__Goal__. Which lines include the word "this"? Copy each of them.

__Task material__.
-- BEGIN --
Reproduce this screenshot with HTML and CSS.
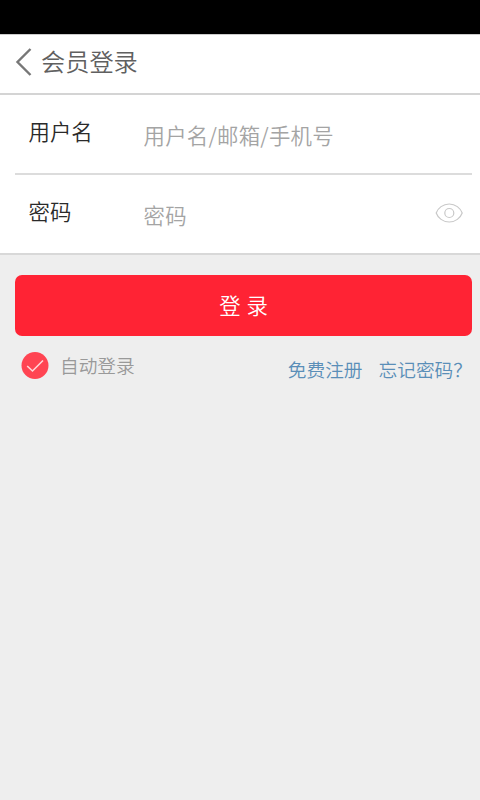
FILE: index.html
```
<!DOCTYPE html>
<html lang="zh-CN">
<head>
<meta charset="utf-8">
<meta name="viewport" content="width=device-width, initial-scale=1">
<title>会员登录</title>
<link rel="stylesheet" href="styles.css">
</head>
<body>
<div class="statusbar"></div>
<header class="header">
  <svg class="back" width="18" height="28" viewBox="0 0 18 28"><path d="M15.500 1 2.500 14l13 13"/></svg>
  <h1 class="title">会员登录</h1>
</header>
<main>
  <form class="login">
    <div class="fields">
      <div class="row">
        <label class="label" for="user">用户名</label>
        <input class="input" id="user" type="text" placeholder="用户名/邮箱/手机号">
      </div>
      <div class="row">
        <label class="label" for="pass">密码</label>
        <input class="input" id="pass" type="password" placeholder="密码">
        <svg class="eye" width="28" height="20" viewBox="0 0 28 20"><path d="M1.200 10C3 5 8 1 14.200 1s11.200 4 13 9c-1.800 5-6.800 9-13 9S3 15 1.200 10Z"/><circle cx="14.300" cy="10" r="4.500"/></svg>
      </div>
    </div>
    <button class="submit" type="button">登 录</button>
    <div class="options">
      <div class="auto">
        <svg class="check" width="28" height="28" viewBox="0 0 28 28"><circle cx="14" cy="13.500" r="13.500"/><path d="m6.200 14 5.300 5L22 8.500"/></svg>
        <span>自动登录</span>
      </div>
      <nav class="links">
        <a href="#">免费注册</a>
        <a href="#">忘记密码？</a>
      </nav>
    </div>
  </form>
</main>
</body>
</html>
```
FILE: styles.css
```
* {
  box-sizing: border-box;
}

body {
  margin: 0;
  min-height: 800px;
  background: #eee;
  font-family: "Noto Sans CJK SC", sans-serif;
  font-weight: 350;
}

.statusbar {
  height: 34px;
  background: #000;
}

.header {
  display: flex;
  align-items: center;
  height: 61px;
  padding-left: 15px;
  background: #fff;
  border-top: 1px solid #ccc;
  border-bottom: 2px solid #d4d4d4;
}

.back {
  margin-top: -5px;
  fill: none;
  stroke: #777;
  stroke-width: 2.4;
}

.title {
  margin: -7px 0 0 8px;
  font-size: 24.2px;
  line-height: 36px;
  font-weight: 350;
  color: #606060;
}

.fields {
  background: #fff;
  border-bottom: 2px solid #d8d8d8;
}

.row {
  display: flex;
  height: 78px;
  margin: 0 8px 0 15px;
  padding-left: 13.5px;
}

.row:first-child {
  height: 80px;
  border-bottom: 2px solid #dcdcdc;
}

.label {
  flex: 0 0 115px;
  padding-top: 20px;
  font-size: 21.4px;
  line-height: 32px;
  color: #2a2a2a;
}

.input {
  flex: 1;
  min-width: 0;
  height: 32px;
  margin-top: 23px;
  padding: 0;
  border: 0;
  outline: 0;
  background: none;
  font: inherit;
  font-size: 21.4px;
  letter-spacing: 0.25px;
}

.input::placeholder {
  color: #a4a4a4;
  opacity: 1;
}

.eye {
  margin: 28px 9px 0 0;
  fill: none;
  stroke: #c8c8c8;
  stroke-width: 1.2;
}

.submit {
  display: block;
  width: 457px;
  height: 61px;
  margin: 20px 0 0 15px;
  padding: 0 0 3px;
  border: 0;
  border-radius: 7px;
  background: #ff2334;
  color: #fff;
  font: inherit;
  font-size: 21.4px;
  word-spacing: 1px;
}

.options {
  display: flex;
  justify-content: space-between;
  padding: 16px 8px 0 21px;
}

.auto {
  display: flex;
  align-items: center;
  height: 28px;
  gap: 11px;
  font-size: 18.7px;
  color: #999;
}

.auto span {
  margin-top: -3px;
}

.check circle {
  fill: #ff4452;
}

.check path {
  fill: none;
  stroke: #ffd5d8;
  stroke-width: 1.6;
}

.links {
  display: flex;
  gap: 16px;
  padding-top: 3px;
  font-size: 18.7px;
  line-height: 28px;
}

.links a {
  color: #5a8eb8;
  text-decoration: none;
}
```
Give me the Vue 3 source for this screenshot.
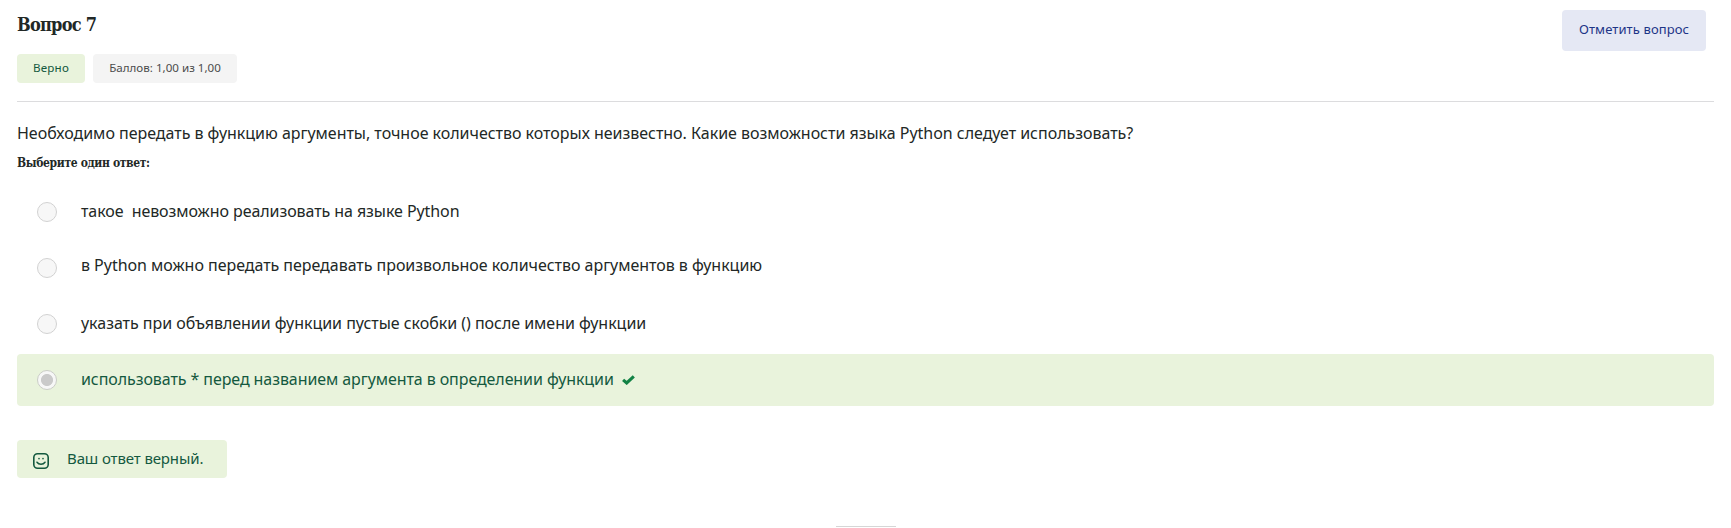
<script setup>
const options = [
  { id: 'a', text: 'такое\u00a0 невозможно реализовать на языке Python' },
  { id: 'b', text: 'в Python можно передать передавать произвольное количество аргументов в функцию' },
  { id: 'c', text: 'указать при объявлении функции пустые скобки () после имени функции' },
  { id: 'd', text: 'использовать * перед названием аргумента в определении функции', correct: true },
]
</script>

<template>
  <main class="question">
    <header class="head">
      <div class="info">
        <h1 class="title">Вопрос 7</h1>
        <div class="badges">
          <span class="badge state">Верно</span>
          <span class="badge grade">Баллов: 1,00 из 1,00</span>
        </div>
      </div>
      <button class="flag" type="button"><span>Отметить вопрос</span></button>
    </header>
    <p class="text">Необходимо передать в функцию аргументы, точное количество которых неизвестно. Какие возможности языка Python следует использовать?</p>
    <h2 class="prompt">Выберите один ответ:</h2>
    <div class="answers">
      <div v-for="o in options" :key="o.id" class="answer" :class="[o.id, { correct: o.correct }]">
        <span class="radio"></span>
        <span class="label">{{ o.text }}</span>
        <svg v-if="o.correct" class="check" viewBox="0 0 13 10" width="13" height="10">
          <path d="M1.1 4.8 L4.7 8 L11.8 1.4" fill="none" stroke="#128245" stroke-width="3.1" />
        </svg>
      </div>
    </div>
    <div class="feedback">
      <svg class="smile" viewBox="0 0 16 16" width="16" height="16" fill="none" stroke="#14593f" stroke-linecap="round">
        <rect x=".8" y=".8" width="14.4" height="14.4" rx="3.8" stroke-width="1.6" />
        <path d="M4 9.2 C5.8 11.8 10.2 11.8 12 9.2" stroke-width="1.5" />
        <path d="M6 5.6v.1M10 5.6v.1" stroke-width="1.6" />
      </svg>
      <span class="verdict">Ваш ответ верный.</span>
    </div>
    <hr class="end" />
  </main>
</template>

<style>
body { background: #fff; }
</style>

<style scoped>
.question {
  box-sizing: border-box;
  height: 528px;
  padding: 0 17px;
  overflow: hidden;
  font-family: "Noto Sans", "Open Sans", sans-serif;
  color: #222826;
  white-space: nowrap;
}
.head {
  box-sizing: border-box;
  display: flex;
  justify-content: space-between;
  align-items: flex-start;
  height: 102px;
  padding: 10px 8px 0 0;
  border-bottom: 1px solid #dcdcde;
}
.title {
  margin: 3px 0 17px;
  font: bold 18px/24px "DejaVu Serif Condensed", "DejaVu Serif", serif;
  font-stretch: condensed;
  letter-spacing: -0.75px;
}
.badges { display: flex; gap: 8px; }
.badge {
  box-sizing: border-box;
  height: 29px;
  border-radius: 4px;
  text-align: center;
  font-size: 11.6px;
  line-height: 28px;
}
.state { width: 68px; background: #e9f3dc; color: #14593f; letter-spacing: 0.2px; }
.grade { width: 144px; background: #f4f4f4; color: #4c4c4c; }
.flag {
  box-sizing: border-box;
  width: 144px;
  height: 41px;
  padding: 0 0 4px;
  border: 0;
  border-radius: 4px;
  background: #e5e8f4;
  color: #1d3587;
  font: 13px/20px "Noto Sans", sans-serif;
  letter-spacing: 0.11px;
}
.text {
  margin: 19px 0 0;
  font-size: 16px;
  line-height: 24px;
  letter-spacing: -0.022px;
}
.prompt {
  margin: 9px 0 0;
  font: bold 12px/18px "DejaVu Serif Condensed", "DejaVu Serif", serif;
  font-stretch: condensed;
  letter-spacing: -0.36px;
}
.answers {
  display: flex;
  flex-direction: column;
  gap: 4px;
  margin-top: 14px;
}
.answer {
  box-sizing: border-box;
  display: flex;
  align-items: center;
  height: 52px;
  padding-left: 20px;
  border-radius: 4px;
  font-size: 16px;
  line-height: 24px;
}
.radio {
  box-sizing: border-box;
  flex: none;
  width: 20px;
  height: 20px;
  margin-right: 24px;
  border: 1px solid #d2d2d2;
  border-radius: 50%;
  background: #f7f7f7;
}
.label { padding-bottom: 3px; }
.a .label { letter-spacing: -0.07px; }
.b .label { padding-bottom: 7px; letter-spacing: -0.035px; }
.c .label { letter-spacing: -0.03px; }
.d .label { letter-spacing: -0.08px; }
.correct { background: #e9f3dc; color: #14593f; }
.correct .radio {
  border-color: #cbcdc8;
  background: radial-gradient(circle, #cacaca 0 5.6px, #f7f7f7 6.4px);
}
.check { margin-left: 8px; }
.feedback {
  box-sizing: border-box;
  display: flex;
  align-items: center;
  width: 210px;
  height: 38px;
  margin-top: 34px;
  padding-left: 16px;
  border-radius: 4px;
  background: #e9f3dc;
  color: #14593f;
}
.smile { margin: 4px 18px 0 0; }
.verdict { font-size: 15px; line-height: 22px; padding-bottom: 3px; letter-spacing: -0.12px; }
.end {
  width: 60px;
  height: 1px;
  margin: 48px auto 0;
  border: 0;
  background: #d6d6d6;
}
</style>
-- END --
__Solution__.
Reproduce this screenshot with HTML and CSS.
Give me the Vue 3 source for this screenshot.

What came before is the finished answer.